START Excerpted records
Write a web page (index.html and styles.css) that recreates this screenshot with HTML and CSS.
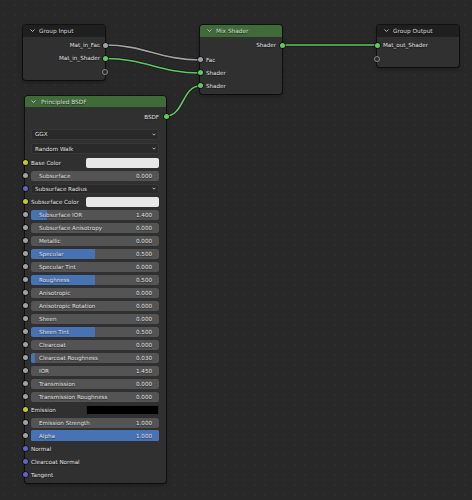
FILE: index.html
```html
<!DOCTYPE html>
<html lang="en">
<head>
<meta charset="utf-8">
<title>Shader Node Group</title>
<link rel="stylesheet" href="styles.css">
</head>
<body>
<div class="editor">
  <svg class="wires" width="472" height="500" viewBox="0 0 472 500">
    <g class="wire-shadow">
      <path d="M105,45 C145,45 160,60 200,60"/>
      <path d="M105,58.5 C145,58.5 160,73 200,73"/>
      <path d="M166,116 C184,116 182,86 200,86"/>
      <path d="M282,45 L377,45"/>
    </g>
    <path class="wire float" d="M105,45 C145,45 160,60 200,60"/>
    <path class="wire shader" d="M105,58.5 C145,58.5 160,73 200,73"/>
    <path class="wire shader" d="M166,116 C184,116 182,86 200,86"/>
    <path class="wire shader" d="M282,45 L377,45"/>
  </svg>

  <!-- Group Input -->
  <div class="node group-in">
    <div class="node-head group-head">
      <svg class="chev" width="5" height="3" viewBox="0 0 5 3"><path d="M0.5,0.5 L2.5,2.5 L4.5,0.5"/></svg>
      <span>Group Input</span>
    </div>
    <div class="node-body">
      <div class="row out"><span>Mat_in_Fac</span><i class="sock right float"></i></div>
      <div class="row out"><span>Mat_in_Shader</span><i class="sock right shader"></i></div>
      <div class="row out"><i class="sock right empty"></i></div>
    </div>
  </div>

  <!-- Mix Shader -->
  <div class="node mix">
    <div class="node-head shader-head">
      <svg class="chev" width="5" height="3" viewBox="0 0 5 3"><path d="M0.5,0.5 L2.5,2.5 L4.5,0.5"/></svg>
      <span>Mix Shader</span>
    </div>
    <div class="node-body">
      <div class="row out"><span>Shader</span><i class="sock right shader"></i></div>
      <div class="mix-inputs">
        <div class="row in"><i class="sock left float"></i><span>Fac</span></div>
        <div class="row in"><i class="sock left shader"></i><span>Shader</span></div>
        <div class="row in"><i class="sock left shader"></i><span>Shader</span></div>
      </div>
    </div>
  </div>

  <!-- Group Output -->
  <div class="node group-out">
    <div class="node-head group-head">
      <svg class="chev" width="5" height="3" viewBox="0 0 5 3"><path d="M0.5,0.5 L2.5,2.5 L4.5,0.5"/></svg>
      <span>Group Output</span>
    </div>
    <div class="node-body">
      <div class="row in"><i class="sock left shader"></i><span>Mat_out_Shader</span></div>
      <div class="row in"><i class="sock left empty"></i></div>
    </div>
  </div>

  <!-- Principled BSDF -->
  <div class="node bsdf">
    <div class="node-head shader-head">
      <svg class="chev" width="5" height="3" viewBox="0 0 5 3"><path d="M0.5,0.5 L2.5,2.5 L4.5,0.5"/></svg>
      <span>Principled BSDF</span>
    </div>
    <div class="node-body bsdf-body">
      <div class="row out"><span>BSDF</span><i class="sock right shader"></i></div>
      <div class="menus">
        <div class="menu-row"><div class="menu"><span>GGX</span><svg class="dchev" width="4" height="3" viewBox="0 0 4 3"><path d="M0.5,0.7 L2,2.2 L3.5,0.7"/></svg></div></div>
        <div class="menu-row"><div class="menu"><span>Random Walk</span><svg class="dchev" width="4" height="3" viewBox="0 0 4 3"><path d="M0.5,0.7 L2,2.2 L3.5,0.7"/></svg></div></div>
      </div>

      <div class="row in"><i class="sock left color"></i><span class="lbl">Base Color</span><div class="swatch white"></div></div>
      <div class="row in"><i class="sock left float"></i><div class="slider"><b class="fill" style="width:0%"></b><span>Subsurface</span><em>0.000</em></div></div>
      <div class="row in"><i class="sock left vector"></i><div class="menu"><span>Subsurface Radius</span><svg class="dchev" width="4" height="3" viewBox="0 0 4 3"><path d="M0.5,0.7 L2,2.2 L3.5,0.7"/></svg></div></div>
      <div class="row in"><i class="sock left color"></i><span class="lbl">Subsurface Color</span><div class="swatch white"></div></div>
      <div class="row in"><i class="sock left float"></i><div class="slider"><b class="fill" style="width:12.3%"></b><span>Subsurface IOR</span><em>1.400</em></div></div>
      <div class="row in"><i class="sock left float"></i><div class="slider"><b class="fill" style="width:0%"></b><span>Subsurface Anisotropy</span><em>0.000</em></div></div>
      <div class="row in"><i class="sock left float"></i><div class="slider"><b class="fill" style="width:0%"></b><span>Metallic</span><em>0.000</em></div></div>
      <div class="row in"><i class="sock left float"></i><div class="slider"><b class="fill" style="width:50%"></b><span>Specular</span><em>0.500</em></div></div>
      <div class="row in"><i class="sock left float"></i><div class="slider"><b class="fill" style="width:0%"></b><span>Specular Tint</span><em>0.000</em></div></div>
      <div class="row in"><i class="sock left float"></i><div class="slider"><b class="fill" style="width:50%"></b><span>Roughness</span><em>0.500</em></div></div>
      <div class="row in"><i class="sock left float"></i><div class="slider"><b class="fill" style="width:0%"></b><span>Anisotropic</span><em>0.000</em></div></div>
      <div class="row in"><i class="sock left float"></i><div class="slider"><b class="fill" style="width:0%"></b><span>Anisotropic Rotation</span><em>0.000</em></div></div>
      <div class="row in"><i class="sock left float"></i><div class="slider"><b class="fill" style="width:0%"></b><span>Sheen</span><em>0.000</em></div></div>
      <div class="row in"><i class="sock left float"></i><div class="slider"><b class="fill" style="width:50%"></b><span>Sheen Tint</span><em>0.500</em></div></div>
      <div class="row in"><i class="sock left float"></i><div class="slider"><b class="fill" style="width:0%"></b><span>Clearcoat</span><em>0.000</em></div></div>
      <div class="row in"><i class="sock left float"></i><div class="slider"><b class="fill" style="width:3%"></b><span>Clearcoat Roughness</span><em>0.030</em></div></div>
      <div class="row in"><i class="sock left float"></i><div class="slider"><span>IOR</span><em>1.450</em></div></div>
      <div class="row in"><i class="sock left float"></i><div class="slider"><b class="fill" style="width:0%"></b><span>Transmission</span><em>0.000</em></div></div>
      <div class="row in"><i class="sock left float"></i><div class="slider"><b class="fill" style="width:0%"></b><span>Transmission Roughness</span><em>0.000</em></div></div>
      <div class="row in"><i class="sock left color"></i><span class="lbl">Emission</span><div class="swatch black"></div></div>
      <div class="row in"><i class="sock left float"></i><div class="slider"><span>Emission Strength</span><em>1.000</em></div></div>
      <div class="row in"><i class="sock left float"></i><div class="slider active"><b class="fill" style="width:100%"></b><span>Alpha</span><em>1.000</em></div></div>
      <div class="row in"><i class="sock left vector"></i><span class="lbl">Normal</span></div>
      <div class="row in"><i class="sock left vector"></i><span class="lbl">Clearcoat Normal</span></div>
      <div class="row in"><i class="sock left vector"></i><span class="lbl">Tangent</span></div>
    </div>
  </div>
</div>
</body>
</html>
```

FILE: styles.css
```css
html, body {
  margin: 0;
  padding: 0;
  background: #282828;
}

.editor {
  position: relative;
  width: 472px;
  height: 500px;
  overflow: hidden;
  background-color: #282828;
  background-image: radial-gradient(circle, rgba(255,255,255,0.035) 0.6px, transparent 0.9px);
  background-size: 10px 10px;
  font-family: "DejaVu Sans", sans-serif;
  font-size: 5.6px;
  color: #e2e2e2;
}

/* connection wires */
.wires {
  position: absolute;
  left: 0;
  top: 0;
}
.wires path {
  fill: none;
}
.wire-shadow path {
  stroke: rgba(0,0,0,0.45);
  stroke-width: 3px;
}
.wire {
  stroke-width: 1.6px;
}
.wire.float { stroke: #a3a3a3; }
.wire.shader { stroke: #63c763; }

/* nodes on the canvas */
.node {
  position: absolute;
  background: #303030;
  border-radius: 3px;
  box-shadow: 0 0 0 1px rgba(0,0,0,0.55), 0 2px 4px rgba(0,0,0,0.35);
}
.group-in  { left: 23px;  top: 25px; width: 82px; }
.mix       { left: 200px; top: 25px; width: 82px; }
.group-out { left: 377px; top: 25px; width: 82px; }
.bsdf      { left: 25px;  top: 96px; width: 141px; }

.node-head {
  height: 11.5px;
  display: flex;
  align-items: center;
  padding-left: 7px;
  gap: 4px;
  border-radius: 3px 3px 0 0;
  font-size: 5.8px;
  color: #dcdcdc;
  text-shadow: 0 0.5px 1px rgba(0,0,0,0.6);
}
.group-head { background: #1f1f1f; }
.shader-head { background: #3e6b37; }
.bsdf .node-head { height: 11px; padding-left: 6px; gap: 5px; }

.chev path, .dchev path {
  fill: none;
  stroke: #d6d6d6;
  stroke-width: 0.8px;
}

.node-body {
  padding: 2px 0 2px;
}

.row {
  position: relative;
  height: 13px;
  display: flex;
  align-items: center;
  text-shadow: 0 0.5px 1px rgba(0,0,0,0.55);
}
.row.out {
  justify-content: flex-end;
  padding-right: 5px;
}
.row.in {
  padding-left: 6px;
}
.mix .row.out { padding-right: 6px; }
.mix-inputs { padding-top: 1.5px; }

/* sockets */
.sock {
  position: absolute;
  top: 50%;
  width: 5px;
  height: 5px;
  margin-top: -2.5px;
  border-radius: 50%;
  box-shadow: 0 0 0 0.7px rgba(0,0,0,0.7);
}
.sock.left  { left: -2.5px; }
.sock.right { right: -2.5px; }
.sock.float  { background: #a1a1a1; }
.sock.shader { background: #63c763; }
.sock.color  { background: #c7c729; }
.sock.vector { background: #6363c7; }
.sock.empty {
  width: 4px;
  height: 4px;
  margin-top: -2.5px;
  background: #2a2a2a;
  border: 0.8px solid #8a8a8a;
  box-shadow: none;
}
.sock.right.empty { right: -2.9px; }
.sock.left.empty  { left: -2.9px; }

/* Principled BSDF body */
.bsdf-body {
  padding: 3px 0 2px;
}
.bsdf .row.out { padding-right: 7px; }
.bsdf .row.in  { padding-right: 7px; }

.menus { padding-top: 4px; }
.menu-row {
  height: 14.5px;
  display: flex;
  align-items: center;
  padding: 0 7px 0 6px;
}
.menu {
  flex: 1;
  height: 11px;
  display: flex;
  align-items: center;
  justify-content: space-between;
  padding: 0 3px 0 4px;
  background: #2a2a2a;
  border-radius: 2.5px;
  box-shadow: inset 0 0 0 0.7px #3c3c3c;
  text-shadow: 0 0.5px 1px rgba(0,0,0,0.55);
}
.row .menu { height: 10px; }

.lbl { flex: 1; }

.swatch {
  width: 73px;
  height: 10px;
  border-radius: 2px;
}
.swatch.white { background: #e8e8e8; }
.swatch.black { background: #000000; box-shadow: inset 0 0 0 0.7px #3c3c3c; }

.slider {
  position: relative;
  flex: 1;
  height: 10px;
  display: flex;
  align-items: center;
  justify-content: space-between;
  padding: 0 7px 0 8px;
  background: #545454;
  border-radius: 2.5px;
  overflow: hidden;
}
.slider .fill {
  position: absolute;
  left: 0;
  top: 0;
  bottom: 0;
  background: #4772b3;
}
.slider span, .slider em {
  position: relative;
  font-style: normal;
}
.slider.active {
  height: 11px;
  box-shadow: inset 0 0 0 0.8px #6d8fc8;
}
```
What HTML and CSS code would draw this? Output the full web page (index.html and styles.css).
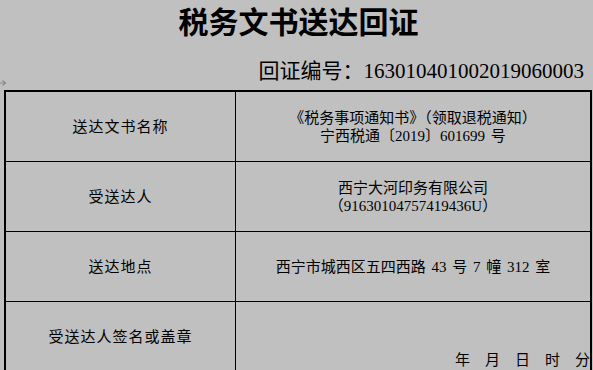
END Excerpted records
Task brief >> From the entries above, copy each line holding "Output".

Problem solution >>
  <!-- Group Output -->
      <span>Group Output</span>
What HTML and CSS code would draw this? Output the full web page (index.html and styles.css).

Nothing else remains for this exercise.